Gladys Withers was born in Babcary, near Somerton.  Her father was a baker but his hobby was cider making, and he made various varieties for different guests.

 

At Christmas time there were wonderful celebrations, Gladys’s family observed the old Somerset custom of burning an ashen faggot.  The ashen faggot is made with ash stick and tied together with withies (willow). As each one of the faggot’s bonds burst, a mug of cider is passed amongst revellers.

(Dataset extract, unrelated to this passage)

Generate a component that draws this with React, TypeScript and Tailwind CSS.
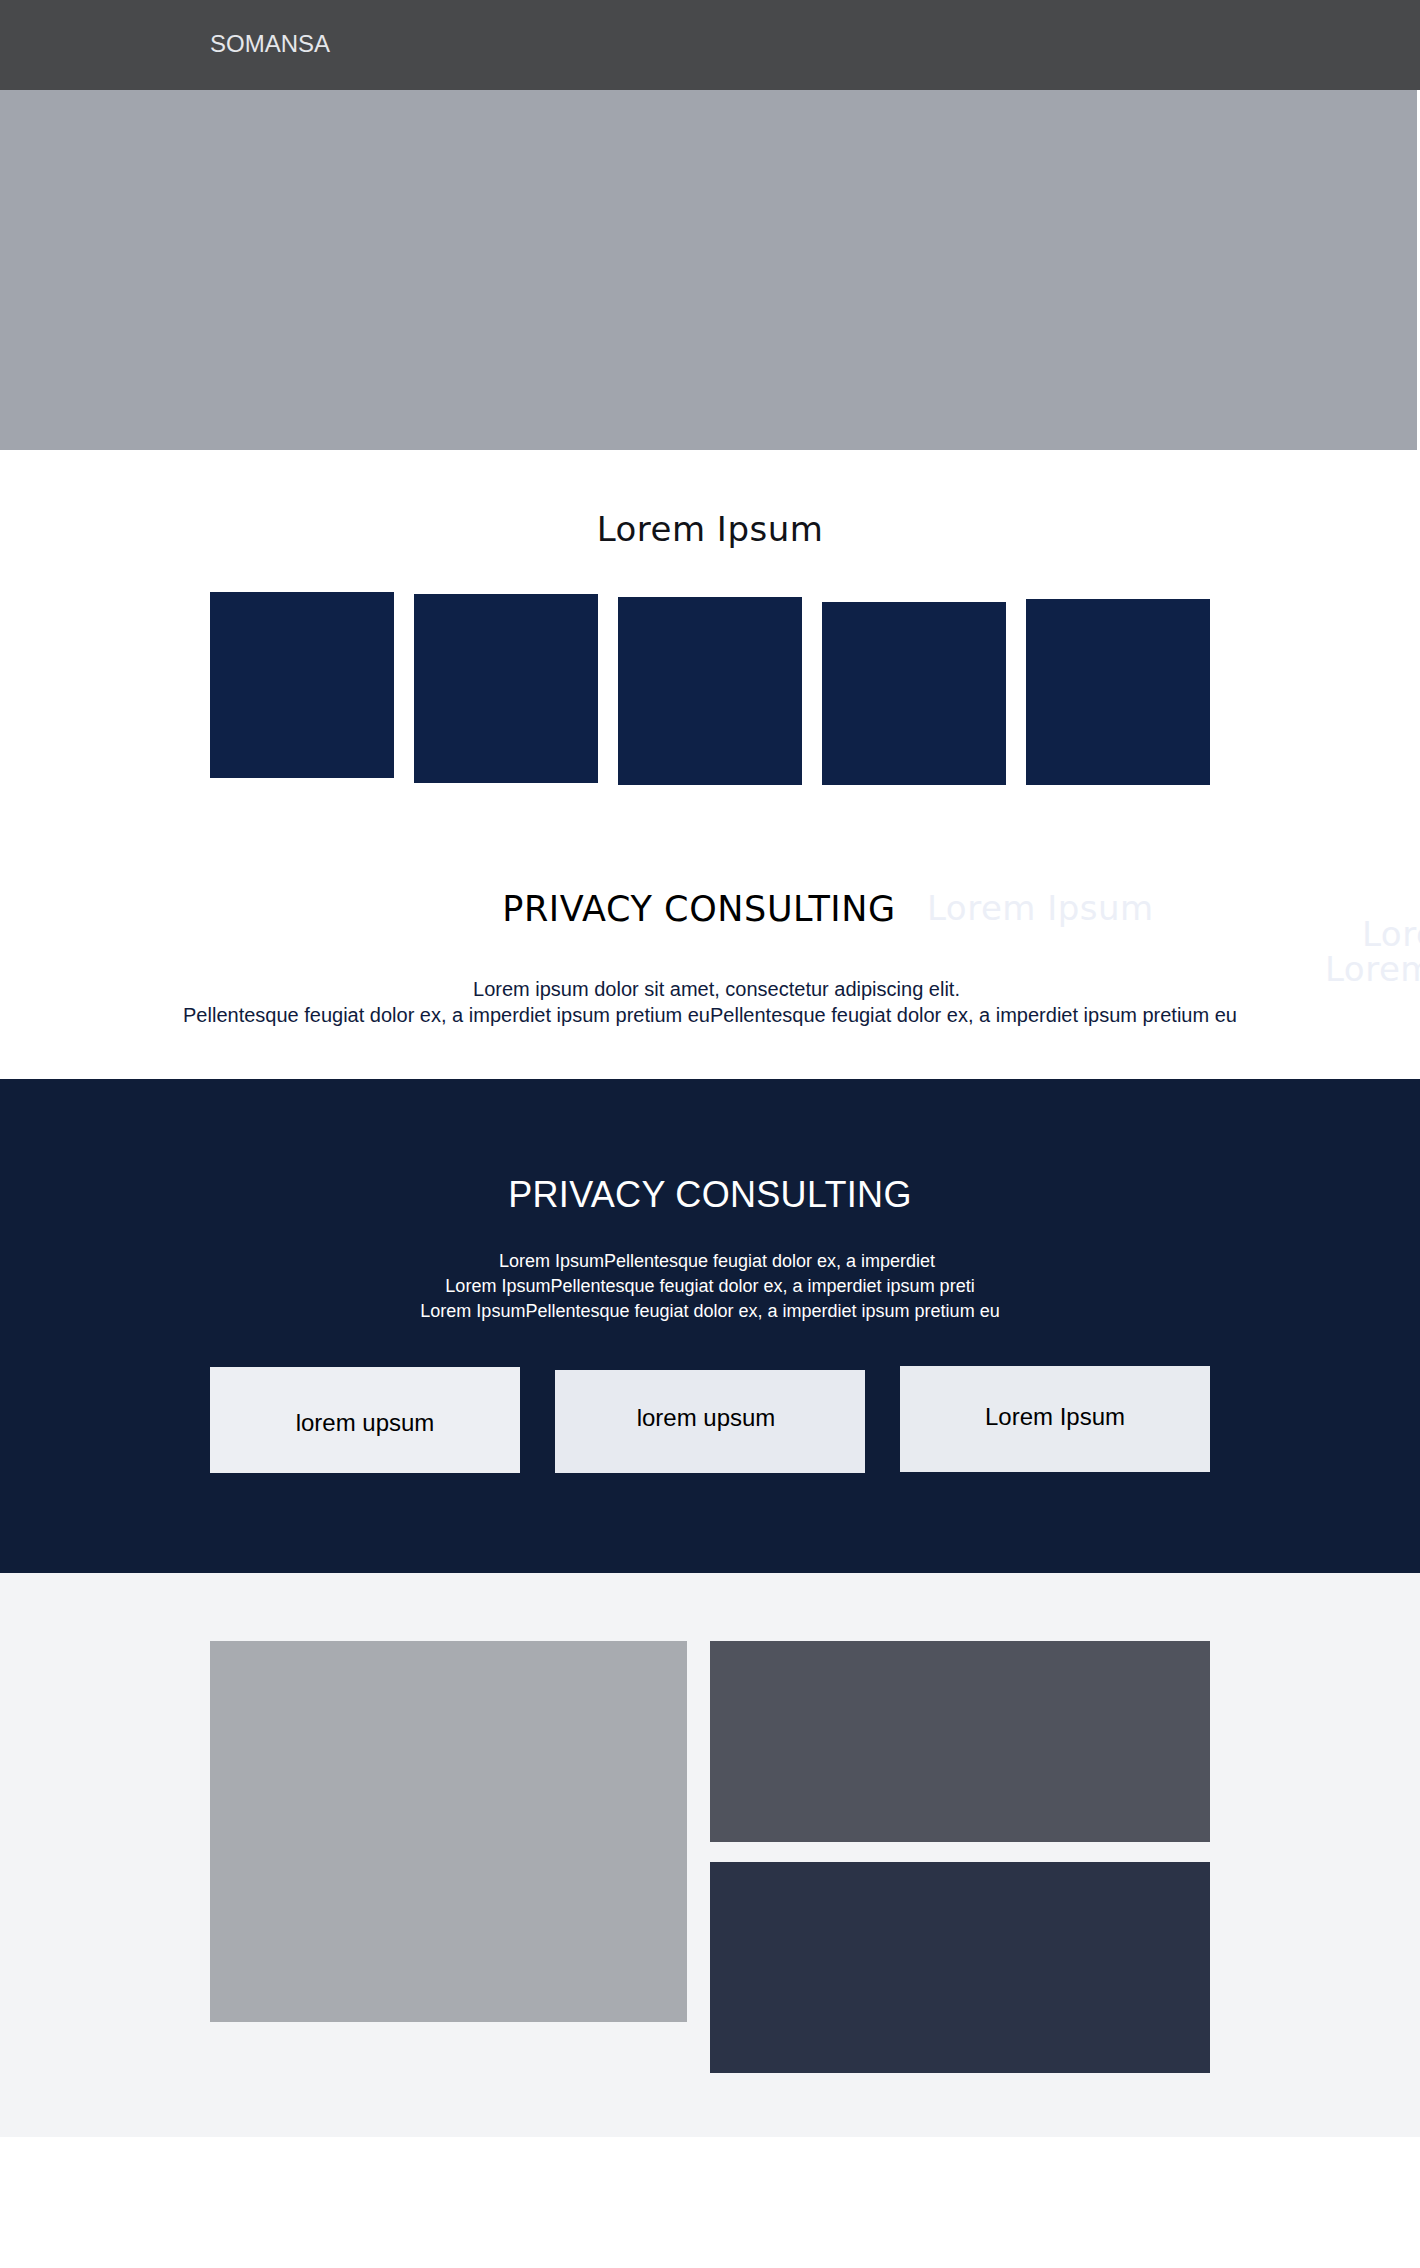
const sans = "font-['Liberation_Sans',Arial,sans-serif]";
const verdana = "font-['DejaVu_Sans',Verdana,sans-serif]";

const tiles = [
  { mt: "mt-0", h: "h-[186px]" },
  { mt: "mt-[2px]", h: "h-[189px]" },
  { mt: "mt-[5px]", h: "h-[188px]" },
  { mt: "mt-[10px]", h: "h-[183px]" },
  { mt: "mt-[7px]", h: "h-[186px]" },
];

const Header = () => (
  <header className="h-[90px] w-full bg-[#48494b]">
    <div className="max-w-[1000px] mx-auto h-full flex items-center pb-[2px]">
      <span className={`${sans} text-[24px] text-[#e5e7eb]`}>SOMANSA</span>
    </div>
  </header>
);

const Intro = () => (
  <section className="relative bg-white pt-[60px] pb-[51px]">
    <h2 className={`${verdana} text-[34px] tracking-[0.5px] text-[#111318] text-center leading-[1.164]`}>Lorem Ipsum</h2>

    <div className="max-w-[1000px] mx-auto mt-[42px] flex items-start gap-[20px]">
      {tiles.map((t, i) => (
        <div key={i} className={`w-[184px] ${t.h} ${t.mt} bg-[#0e2147]`} />
      ))}
    </div>

    <div className="mt-[104px] flex justify-center">
      <h2 className={`${verdana} text-[35px] tracking-[0.6px] text-black leading-[1.164] pr-[22px] whitespace-nowrap`}>
        PRIVACY CONSULTING
      </h2>
    </div>

    {/* faded sliding titles */}
    <span className={`${verdana} absolute left-[927px] top-[439px] text-[34px] tracking-[0.5px] leading-[1.164] text-[#eceff7] whitespace-nowrap`}>
      Lorem Ipsum
    </span>
    <span className={`${verdana} absolute left-[1362px] top-[465px] text-[34px] tracking-[0.5px] leading-[1.164] text-[#eceff7] whitespace-nowrap`}>
      Lorem Ipsum
    </span>
    <span className={`${verdana} absolute left-[1325px] top-[500px] text-[34px] tracking-[0.5px] leading-[1.164] text-[#eceff7] whitespace-nowrap`}>
      Lorem Ipsum
    </span>

    <div className={`${sans} mt-[47px] text-[20px] leading-[26px] text-[#0f1b3d] text-center whitespace-nowrap`}>
      <p className="pl-[13px]">Lorem ipsum dolor sit amet, consectetur adipiscing elit.</p>
      <p>Pellentesque feugiat dolor ex, a imperdiet ipsum pretium euPellentesque feugiat dolor ex, a imperdiet ipsum pretium eu</p>
    </div>
  </section>
);

const Consulting = () => (
  <section className="bg-[#0f1d38] pt-[89px] pb-[100px]">
    <h2 className={`${sans} text-[36px] tracking-[0.3px] text-white text-center`}>PRIVACY CONSULTING</h2>
    <div className={`${sans} mt-[27px] text-[18px] leading-[25px] text-white text-center`}>
      <p className="pl-[14px]">Lorem IpsumPellentesque feugiat dolor ex, a imperdiet</p>
      <p>Lorem IpsumPellentesque feugiat dolor ex, a imperdiet ipsum preti</p>
      <p>Lorem IpsumPellentesque feugiat dolor ex, a imperdiet ipsum pretium eu</p>
    </div>

    <div className={`${sans} max-w-[1000px] mx-auto mt-[42px] flex items-start gap-[35px] text-[24px] text-black`}>
      <div className="w-[310px] h-[106px] mt-[1px] bg-[#edeff3] flex items-center justify-center pt-[6px]">
        lorem upsum
      </div>
      <div className="w-[310px] h-[103px] mt-[4px] bg-[#e7eaf0] flex items-center justify-center pb-[8px] pr-[8px]">
        lorem upsum
      </div>
      <div className="w-[310px] h-[106px] bg-[#e8ebf0] flex items-center justify-center pb-[4px]">
        Lorem Ipsum
      </div>
    </div>
  </section>
);

const Gallery = () => (
  <section className="bg-[#f3f4f6] pt-[68px] pb-[64px]">
    <div className="max-w-[1000px] mx-auto flex items-start gap-[23px]">
      <div className="w-[477px] h-[381px] bg-[#a8abb0]" />
      <div className="w-[500px] flex flex-col gap-[20px]">
        <div className="h-[201px] bg-[#50535d]" />
        <div className="h-[211px] bg-[#2b3347]" />
      </div>
    </div>
  </section>
);

export default function App() {
  return (
    <div className="w-[1420px] min-h-[2268px] bg-white overflow-hidden">
      <Header />
      <div className="w-[1417px] h-[360px] bg-[#a1a5ad]" />
      <Intro />
      <Consulting />
      <Gallery />
    </div>
  );
}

The Ashen Faggot being burnt at the King William IV pub in Curry Rivel in the 1960s. In Curry Rivel, a village near Langport, this particular Somerset custom survives today. The Ashen Faggot being burnt at the King William IV pub in Curry Rivel in the 1960s. In Curry Rivel, a village near Langport, this particular Somerset custom survives today.
Sound File
Listen to Gladys Withers - 1.66MB Duration 3:36 min.
Transcript

GW: My father was a very keen man making cider, that was his hobby.  He loved to do it and when I was ...I can remember when I was about 6 we had to go to a neighbouring farm; he hadn’t got the equipment.  We moved to a ...my father bought an old inn, a beautiful property and it had a cider house and a press and all the equipment in a properly constructed cider house so he was in his element, and we had two fine orchards which in days gone by had won silver cups with their produce from the apples being made into cider.

 

So he developed his hobby and he chose different kinds of apples to make different kinds of cider.  He contemplated making three different kinds of cider, a hard kind which the local people favoured, especially the older men, and then he made a milder kind which he himself liked, and his friends, and then, for my mother who also liked a glass of cider, he made a very special blend for her from specially selected apples and specially made for her and her friends.

 

Christmas was the most wonderful fairytale that ever could be when I was young.  There were great preparations long before Christmas; Christmas puddings being made and there was always apple in Christmas pudding.

 

And then when Christmas Eve came, the work that had been organised that Christmas Eve was practically free, and my father and my brothers would go out and cut ashen wood to make the faggot.  And it would be very long, long strands of faggot, of ashen branches. Oh I expect they would be about eight or nine feet long, and they would be place together and bound round with a withy stick which is very pliable and can easily be tied, and the ties would be made, oh perhaps eight or nine inches away, perhaps a foot.

 

And it would be placed on this open hearth, which we had, a big open hearth with a huge chimney going up.  You could sit in there and watch the smoke going up to the sky.  This faggot would be placed on as soon as the tea was over, perhaps about six o’clock, and friends would begin to congregate.  We would all sit round this fire with the cider in big jugs waiting, and every time the fire came and burst one of the ties, the bonds as we called them, the cider would be handed round.  Everybody would have a drink.